Written request
Go through the data and copy every line exactly, but not the images.

Begin

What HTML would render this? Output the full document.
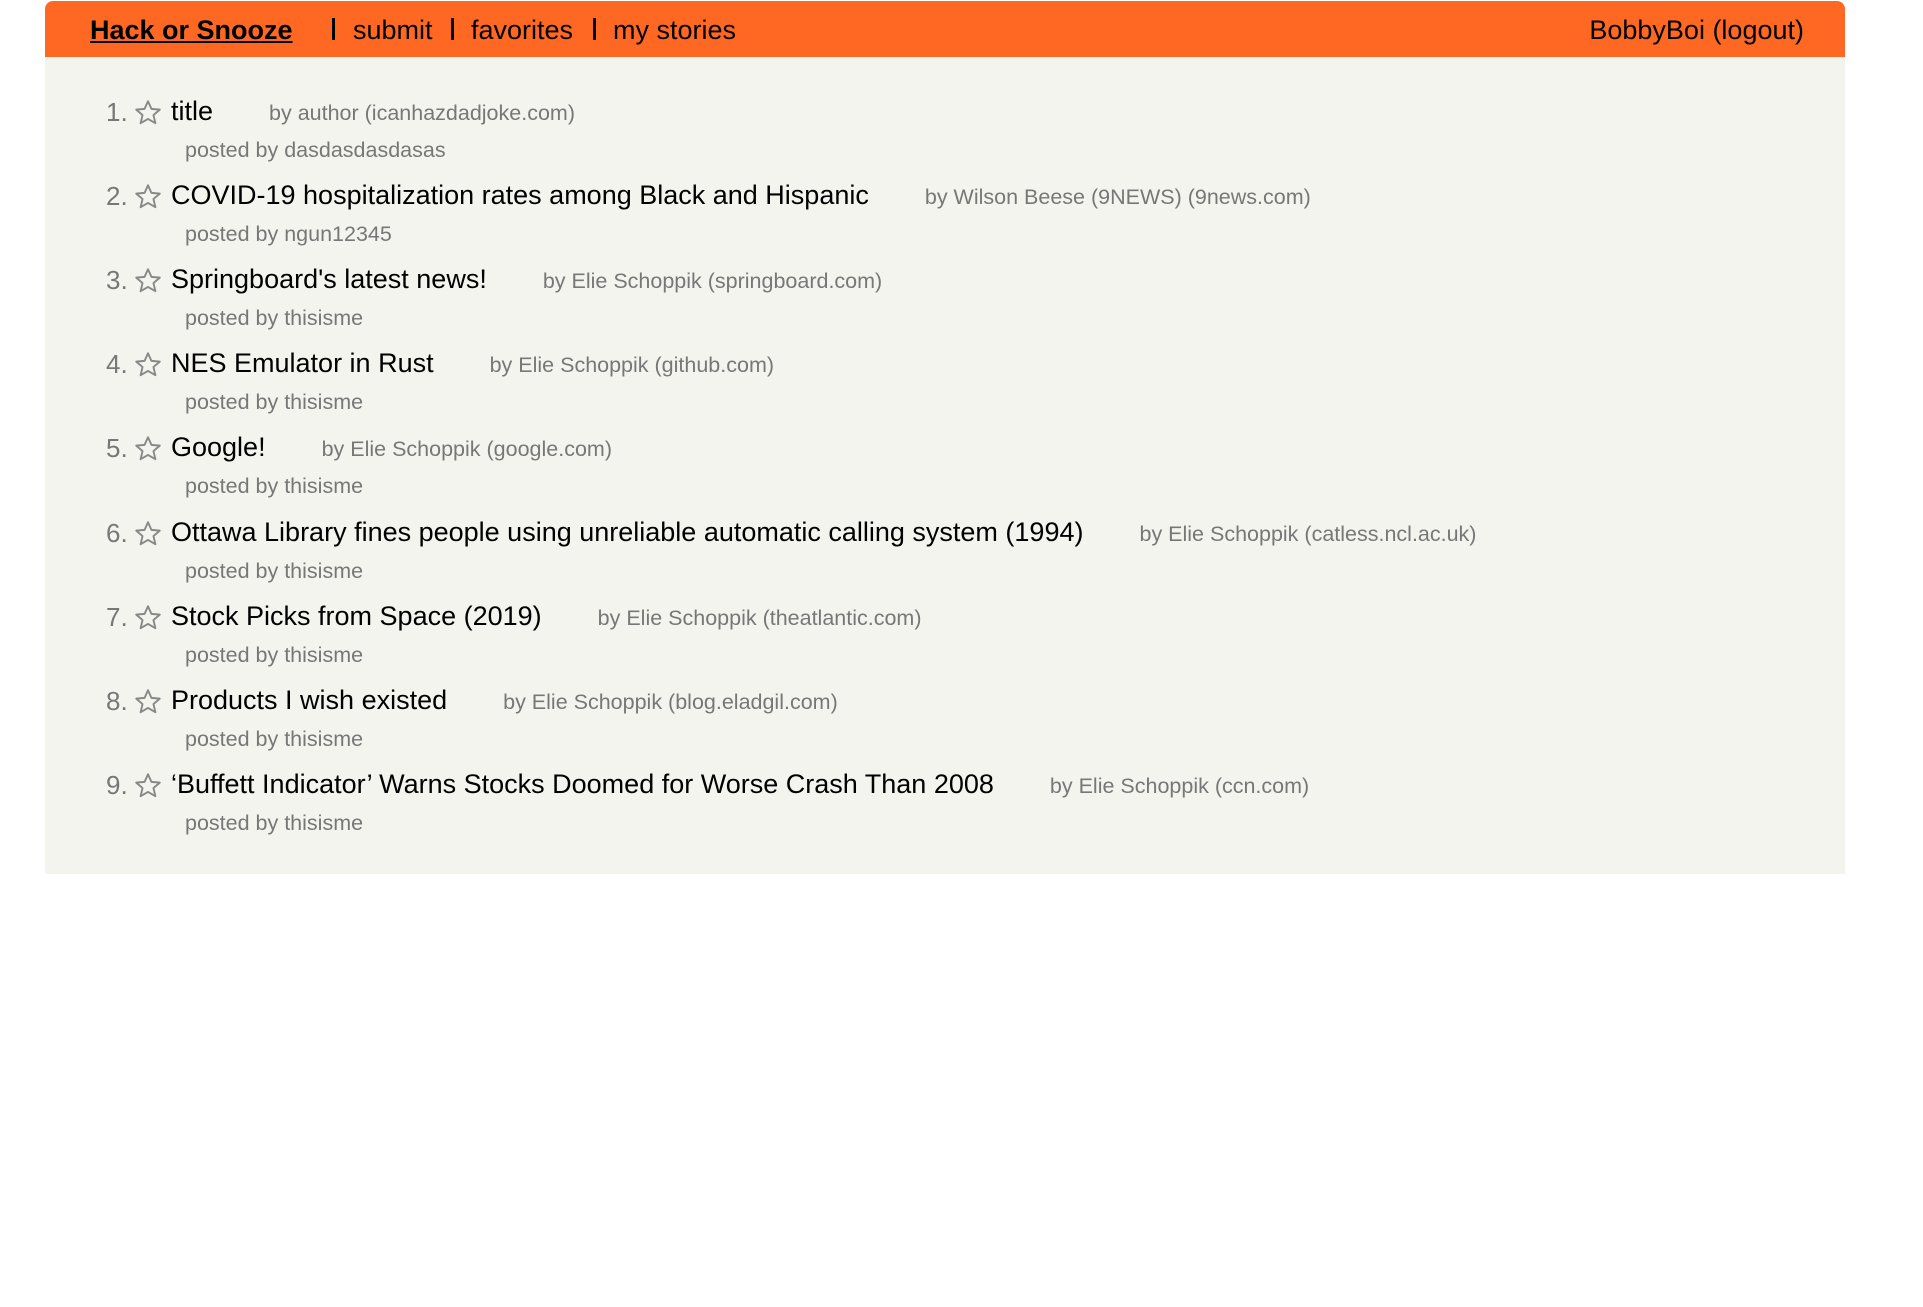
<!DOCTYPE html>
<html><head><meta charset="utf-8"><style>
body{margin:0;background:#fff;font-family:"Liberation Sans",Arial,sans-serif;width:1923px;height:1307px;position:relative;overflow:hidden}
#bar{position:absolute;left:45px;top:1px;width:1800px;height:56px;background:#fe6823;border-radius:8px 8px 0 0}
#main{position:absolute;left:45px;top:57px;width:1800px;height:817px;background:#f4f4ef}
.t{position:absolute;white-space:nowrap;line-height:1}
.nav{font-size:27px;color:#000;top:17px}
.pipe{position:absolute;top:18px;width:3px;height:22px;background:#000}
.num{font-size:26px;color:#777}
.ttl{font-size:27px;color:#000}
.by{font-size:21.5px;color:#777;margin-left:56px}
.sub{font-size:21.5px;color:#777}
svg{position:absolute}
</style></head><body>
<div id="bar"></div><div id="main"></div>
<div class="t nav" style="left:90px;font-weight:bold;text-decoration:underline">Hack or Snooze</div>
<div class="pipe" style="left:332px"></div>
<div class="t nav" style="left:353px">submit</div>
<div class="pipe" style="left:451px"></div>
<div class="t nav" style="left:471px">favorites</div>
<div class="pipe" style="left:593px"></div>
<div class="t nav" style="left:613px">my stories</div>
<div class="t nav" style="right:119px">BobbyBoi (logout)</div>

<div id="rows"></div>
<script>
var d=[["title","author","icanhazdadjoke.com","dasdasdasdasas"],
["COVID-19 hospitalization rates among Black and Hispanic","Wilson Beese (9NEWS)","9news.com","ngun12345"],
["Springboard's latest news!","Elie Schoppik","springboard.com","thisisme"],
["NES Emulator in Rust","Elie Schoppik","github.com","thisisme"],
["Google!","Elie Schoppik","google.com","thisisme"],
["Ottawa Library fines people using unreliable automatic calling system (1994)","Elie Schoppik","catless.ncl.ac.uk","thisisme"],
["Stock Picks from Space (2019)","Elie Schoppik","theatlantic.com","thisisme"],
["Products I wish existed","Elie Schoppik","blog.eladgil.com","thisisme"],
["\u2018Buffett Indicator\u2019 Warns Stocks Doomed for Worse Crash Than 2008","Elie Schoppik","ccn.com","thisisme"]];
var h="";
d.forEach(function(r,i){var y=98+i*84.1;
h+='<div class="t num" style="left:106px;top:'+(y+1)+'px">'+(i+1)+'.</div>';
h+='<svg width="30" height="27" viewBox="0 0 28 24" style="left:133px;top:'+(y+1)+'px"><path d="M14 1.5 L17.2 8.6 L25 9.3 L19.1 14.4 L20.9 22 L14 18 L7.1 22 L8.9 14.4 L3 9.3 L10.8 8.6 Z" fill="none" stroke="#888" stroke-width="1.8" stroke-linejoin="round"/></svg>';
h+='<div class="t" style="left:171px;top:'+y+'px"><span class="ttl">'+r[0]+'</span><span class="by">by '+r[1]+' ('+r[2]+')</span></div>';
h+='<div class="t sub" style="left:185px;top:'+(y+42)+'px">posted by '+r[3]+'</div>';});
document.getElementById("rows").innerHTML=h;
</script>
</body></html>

End

Written answer
What HTML would render this? Output the full document.
<!DOCTYPE html>
<html><head><meta charset="utf-8"><style>
body{margin:0;background:#fff;font-family:"Liberation Sans",Arial,sans-serif;width:1923px;height:1307px;position:relative;overflow:hidden}
#bar{position:absolute;left:45px;top:1px;width:1800px;height:56px;background:#fe6823;border-radius:8px 8px 0 0}
#main{position:absolute;left:45px;top:57px;width:1800px;height:817px;background:#f4f4ef}
.t{position:absolute;white-space:nowrap;line-height:1}
.nav{font-size:27px;color:#000;top:17px}
.pipe{position:absolute;top:18px;width:3px;height:22px;background:#000}
.num{font-size:26px;color:#777}
.ttl{font-size:27px;color:#000}
.by{font-size:21.5px;color:#777;margin-left:56px}
.sub{font-size:21.5px;color:#777}
svg{position:absolute}
</style></head><body>
<div id="bar"></div><div id="main"></div>
<div class="t nav" style="left:90px;font-weight:bold;text-decoration:underline">Hack or Snooze</div>
<div class="pipe" style="left:332px"></div>
<div class="t nav" style="left:353px">submit</div>
<div class="pipe" style="left:451px"></div>
<div class="t nav" style="left:471px">favorites</div>
<div class="pipe" style="left:593px"></div>
<div class="t nav" style="left:613px">my stories</div>
<div class="t nav" style="right:119px">BobbyBoi (logout)</div>

<div id="rows"></div>
<script>
var d=[["title","author","icanhazdadjoke.com","dasdasdasdasas"],
["COVID-19 hospitalization rates among Black and Hispanic","Wilson Beese (9NEWS)","9news.com","ngun12345"],
["Springboard's latest news!","Elie Schoppik","springboard.com","thisisme"],
["NES Emulator in Rust","Elie Schoppik","github.com","thisisme"],
["Google!","Elie Schoppik","google.com","thisisme"],
["Ottawa Library fines people using unreliable automatic calling system (1994)","Elie Schoppik","catless.ncl.ac.uk","thisisme"],
["Stock Picks from Space (2019)","Elie Schoppik","theatlantic.com","thisisme"],
["Products I wish existed","Elie Schoppik","blog.eladgil.com","thisisme"],
["\u2018Buffett Indicator\u2019 Warns Stocks Doomed for Worse Crash Than 2008","Elie Schoppik","ccn.com","thisisme"]];
var h="";
d.forEach(function(r,i){var y=98+i*84.1;
h+='<div class="t num" style="left:106px;top:'+(y+1)+'px">'+(i+1)+'.</div>';
h+='<svg width="30" height="27" viewBox="0 0 28 24" style="left:133px;top:'+(y+1)+'px"><path d="M14 1.5 L17.2 8.6 L25 9.3 L19.1 14.4 L20.9 22 L14 18 L7.1 22 L8.9 14.4 L3 9.3 L10.8 8.6 Z" fill="none" stroke="#888" stroke-width="1.8" stroke-linejoin="round"/></svg>';
h+='<div class="t" style="left:171px;top:'+y+'px"><span class="ttl">'+r[0]+'</span><span class="by">by '+r[1]+' ('+r[2]+')</span></div>';
h+='<div class="t sub" style="left:185px;top:'+(y+42)+'px">posted by '+r[3]+'</div>';});
document.getElementById("rows").innerHTML=h;
</script>
</body></html>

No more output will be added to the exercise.